Ray Ratto, CSN Bay Area: “the Sharks played their best 60 minutes, more or less, and they still got less out of more. They are truly down to seeds and stems now, even when it comes to hauling out silver linings to hide the dark gray skies. And for McLellan’s benefit, there are five teams who are down 3-1 in games -- San Jose, Vancouver, Detroit, Chicago and Pittsburgh. Of those, Pittsburgh just won its last game by a touchdown, Vancouver won 3-1 in L.A., Chicago’s three losses have all come in overtime, and Detroit has scored eight goals against Nashville, a low but manageable total. In short, the team least likely to overcome the crushing math of the 3-1 deficit is actually San Jose. They could still beat the reaper, but the reaper looks pretty damned good right now.”
Pierre LeBrun, ESPN.com: “Take away two late-game, garbage-time goals in Game 3, and the Sharks have scored two meaningful goals in the three games since stealing Game 1 in double overtime. We'll give them Joe Thornton's late tally Thursday night because at 2-0 the game was still in reach. Counting their four regular-season games against the Blues, the Sharks have been limited to 10 goals in eight games. If that's not defensive dominance over a team, I don't know what is.”

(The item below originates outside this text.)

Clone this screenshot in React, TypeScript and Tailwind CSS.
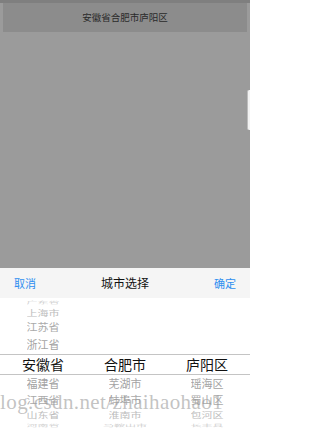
import React from "react";

const font = { fontFamily: '"Noto Sans CJK SC", "Liberation Sans", sans-serif' };

type Row = { h: string; text: string; cls: string };

const provinces: Row[] = [
  { h: "h-[8px]", text: "广东省", cls: "text-[11px] text-[#d0d0d0] scale-y-[0.35]" },
  { h: "h-[13px]", text: "上海市", cls: "text-[11px] text-[#bdbdbd] scale-y-[0.7]" },
  { h: "h-[16px]", text: "江苏省", cls: "text-[11px] text-[#aaaaaa] scale-y-[0.88]" },
  { h: "h-[18px]", text: "浙江省", cls: "text-[11px] text-[#a3a3a3]" },
];

const below: string[][] = [
  ["福建省", "江西省", "山东省", "河南省"],
  ["芜湖市", "蚌埠市", "淮南市", "马鞍山市"],
  ["瑶海区", "蜀山区", "包河区", "长丰县"],
];

const belowRows = [
  { h: "h-[18px]", cls: "text-[11px] text-[#a3a3a3]" },
  { h: "h-[16px]", cls: "text-[11px] text-[#aaaaaa] scale-y-[0.88]" },
  { h: "h-[13px]", cls: "text-[11px] text-[#bdbdbd] scale-y-[0.7]" },
  { h: "h-[9px]", cls: "text-[11px] text-[#d0d0d0] scale-y-[0.35]" },
];

function Column({ above, selected, items }: { above: Row[] | null; selected: string; items: string[] }) {
  return (
    <div className="flex-1 flex flex-col items-center">
      {provinces.map((r, i) => (
        <div key={i} className={`${r.h} flex items-center justify-center overflow-hidden`}>
          {above && <span className={`leading-none ${r.cls}`}>{above[i].text}</span>}
        </div>
      ))}
      <div className="h-[21px] flex items-center justify-center">
        <span className="text-[14px] leading-none text-[#111]">{selected}</span>
      </div>
      {belowRows.map((r, i) => (
        <div key={i} className={`${r.h} flex items-center justify-center overflow-hidden`}>
          <span className={`leading-none whitespace-nowrap ${r.cls}`}>{items[i]}</span>
        </div>
      ))}
    </div>
  );
}

export default function App() {
  return (
    <div className="relative w-[250px] h-[430px] overflow-hidden bg-[#9b9b9b] flex flex-col" style={font}>
      <div className="h-[3px] bg-[#7f7f7f]" />
      <div className="mx-[3px] h-[29px] bg-[#8c8c8c] flex items-center justify-center text-[9.5px] text-[#2a2a2a]">
        安徽省合肥市庐阳区
      </div>
      <div className="relative flex-1">
        <div className="absolute right-0 top-[58px] w-[3px] h-[40px] bg-[#f2f2f2] rounded-l-[2px] border-l border-[#bdbdbd]" />
      </div>
      <div className="h-[30px] bg-[#f5f5f5] flex items-center justify-between px-[14px]">
        <span className="text-[11px] text-[#2f8ff0]">取消</span>
        <span className="text-[12px] text-[#111]">城市选择</span>
        <span className="text-[11px] text-[#2f8ff0]">确定</span>
      </div>
      <div className="relative h-[132px] bg-white flex px-[2px]">
        <div className="absolute left-0 right-0 top-[56px] h-[21px] border-y border-[#c4c4c4]" />
        <Column above={provinces} selected="安徽省" items={below[0]} />
        <Column above={null} selected="合肥市" items={below[1]} />
        <Column above={null} selected="庐阳区" items={below[2]} />
        <div
          className="absolute left-0 top-[94px] text-[21px] leading-none text-[#9a9a9a]/60 whitespace-nowrap tracking-[0.4px]"
          style={{ fontFamily: '"Liberation Serif", "DejaVu Serif", serif' }}
        >
          log.csdn.net/zhaihaohao1
        </div>
      </div>
    </div>
  );
}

AROUND THE RINKS: Now that Roberto Luongo has absorbed another playoff benching, is his time in Vancouver done? Is this the dawn of the Cory Schneider Era? . . . And if Luongo ends up in play, will Leafs GM Brian Burke take that plunge and put Roberto on the Toronto hot seat? . . . how about a shoutout to Daniel Sedin for coming back from a concussion and sparking his team . . . The Penguins have finally finished off a victory against Philly, but can they come back from the grave in this wild first-round series? . . . With some NHL owners worked up over all the head hunting in the sport these days, it'll be interesting to see what policies the league create for next season . . . The Blackhawks need their big scorers to resume scoring immediately. The Coyotes have them on the brink . . . Sorry, Tomas Vokoun, but it appears the Capitals have finally found a goaltender to build around.